— START LISTING —

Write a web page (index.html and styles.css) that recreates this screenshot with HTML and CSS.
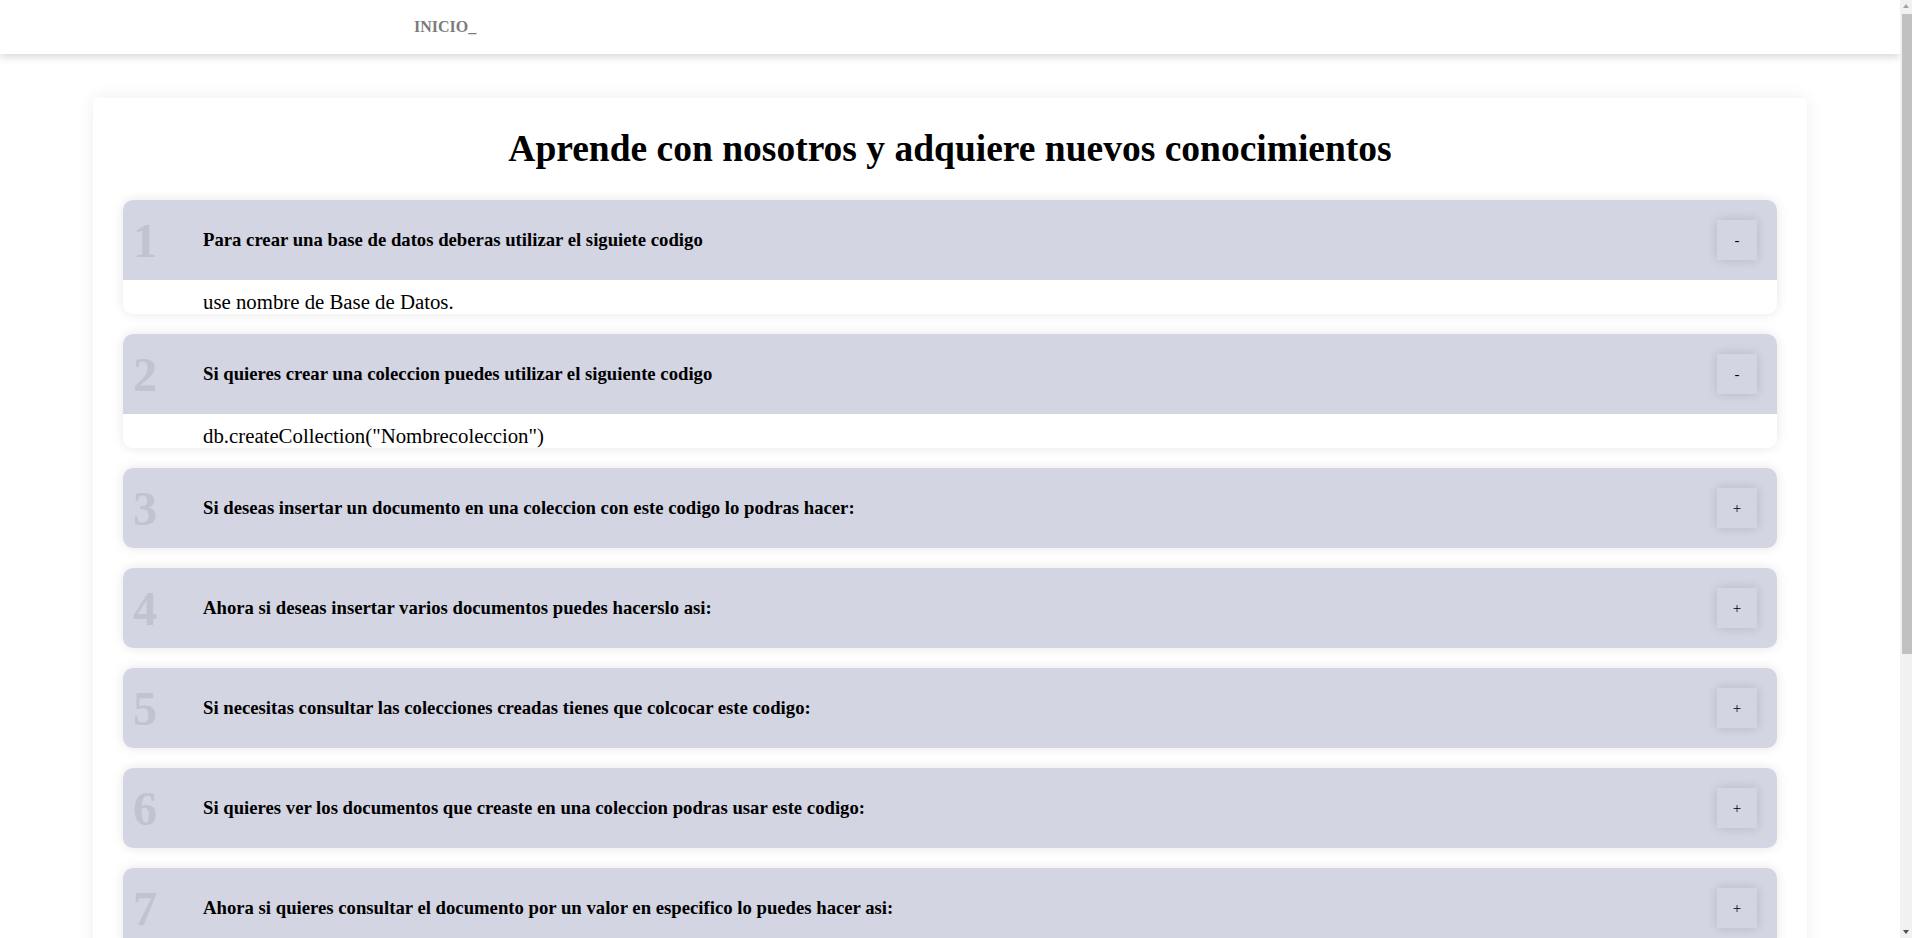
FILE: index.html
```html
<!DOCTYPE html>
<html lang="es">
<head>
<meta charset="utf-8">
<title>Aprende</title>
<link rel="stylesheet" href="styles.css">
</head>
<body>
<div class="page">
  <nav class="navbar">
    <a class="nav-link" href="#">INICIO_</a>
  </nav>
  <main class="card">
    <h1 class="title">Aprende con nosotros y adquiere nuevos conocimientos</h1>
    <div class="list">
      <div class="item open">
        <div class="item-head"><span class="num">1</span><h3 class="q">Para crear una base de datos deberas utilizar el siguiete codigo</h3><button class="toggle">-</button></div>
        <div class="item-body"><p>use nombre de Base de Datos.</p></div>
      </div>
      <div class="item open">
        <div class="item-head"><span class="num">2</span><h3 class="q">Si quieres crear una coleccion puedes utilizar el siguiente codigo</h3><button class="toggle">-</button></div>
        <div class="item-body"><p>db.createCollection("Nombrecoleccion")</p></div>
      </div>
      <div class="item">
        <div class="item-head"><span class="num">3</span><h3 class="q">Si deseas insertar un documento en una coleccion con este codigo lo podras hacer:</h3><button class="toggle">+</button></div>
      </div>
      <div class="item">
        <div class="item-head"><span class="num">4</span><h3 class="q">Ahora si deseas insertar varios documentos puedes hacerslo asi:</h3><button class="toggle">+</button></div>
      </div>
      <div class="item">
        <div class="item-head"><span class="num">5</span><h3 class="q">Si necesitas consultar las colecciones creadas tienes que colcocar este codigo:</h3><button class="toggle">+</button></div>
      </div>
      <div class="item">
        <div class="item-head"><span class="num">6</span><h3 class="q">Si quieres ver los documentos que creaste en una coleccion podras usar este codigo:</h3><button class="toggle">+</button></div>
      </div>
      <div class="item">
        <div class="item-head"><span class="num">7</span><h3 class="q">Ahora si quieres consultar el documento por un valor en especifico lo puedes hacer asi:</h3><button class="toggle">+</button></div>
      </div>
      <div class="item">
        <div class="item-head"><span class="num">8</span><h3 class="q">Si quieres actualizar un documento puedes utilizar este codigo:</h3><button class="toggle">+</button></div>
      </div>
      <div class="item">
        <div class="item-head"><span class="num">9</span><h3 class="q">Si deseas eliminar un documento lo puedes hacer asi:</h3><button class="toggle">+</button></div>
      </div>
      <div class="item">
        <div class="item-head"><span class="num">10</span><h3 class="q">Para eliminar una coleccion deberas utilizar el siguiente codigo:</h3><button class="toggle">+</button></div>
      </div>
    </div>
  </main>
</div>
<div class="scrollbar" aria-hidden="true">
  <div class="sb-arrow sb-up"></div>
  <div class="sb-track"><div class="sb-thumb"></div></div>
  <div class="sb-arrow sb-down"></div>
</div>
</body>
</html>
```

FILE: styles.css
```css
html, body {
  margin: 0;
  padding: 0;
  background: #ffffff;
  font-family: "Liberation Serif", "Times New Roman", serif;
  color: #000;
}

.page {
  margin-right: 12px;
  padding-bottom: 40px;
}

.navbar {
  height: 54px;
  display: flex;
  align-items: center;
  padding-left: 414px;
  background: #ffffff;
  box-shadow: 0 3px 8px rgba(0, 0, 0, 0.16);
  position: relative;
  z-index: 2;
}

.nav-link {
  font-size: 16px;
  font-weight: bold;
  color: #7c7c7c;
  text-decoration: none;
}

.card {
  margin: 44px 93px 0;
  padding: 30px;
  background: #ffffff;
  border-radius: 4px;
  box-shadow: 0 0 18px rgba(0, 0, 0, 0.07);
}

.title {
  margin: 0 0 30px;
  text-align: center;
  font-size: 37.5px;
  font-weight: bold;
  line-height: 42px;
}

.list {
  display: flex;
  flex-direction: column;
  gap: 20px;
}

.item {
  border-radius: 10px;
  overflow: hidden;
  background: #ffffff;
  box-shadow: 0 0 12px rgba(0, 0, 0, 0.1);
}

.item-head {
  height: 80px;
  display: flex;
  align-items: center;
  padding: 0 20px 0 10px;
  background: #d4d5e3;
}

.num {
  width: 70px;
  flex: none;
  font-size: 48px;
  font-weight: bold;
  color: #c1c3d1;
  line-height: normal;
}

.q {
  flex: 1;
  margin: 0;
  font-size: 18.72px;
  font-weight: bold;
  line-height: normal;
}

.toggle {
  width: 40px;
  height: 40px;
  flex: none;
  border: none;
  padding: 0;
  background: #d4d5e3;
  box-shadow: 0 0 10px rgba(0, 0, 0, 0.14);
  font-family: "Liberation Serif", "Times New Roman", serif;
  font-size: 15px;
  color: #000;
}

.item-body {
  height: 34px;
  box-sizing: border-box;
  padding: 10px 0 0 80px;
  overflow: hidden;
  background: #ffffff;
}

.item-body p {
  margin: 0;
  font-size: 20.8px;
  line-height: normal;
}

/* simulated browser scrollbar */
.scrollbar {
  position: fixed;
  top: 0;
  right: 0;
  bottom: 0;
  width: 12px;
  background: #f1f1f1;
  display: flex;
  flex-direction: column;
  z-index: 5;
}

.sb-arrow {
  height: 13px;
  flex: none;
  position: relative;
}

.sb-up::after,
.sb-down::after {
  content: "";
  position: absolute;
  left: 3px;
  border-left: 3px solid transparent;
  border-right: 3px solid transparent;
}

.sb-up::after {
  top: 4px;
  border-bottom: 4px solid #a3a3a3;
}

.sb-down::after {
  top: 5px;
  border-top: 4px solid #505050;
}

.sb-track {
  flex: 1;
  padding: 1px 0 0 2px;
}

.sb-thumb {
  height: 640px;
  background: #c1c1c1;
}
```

— END LISTING —
— START LISTING —

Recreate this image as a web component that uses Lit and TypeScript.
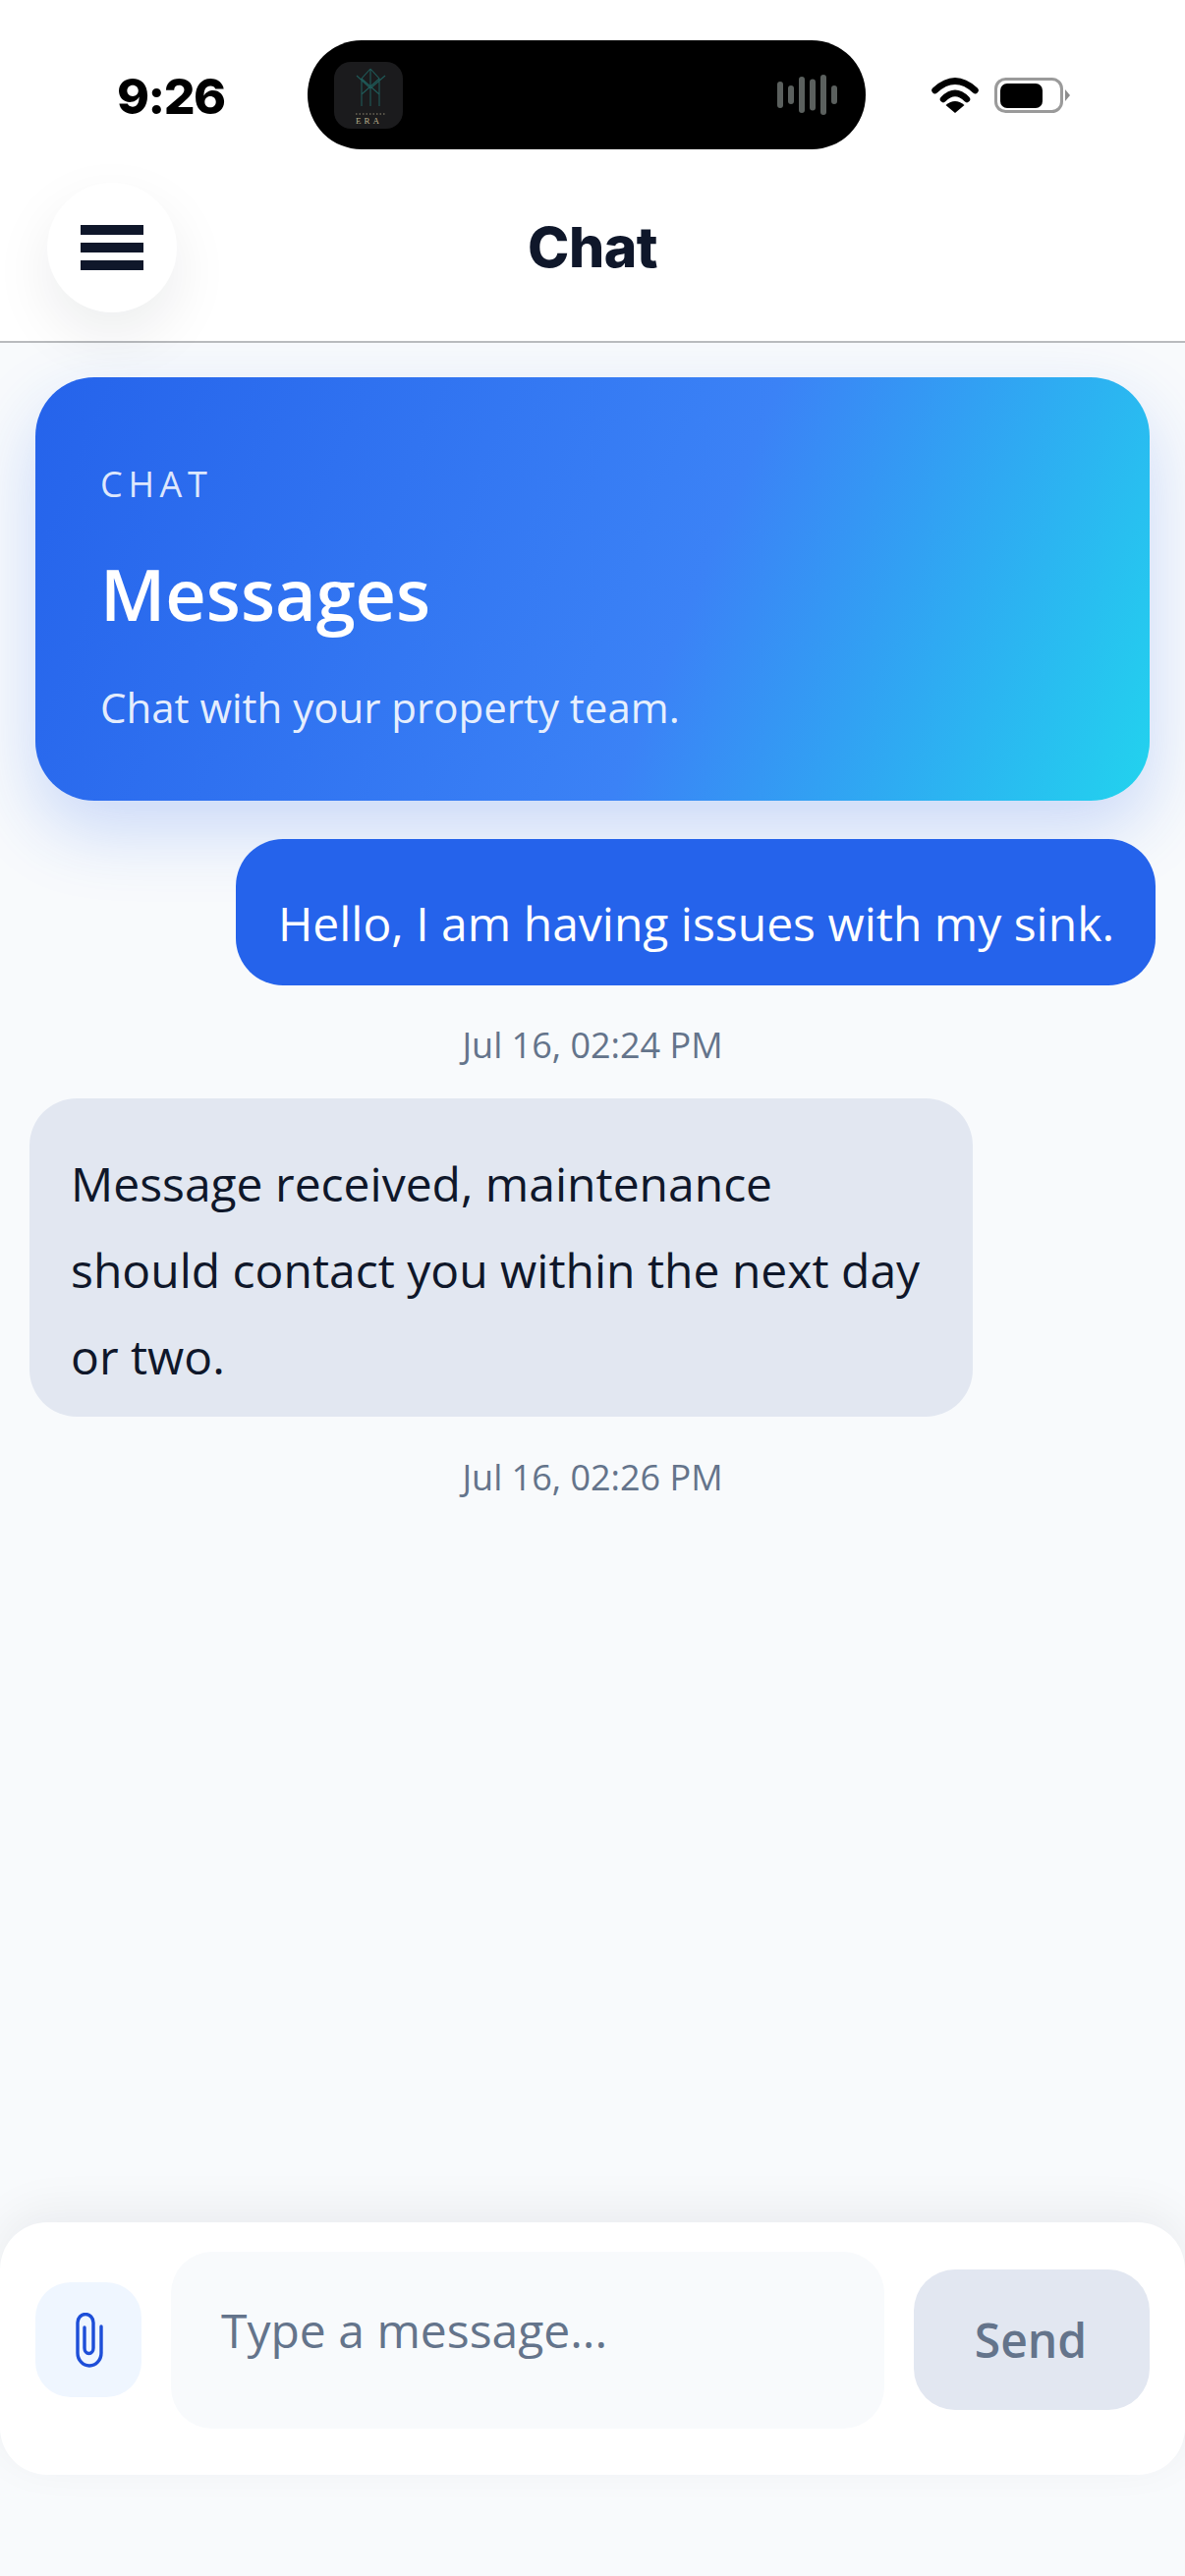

— END LISTING —

= EXERCISE REQUIREMENTS =
Search the records for the word "styles" and copy every line where it occurs.

= PROBLEM SOLUTION =
Write a web page (index.html and styles.css) that recreates this screenshot with HTML and CSS.
<link rel="stylesheet" href="styles.css">
FILE: styles.css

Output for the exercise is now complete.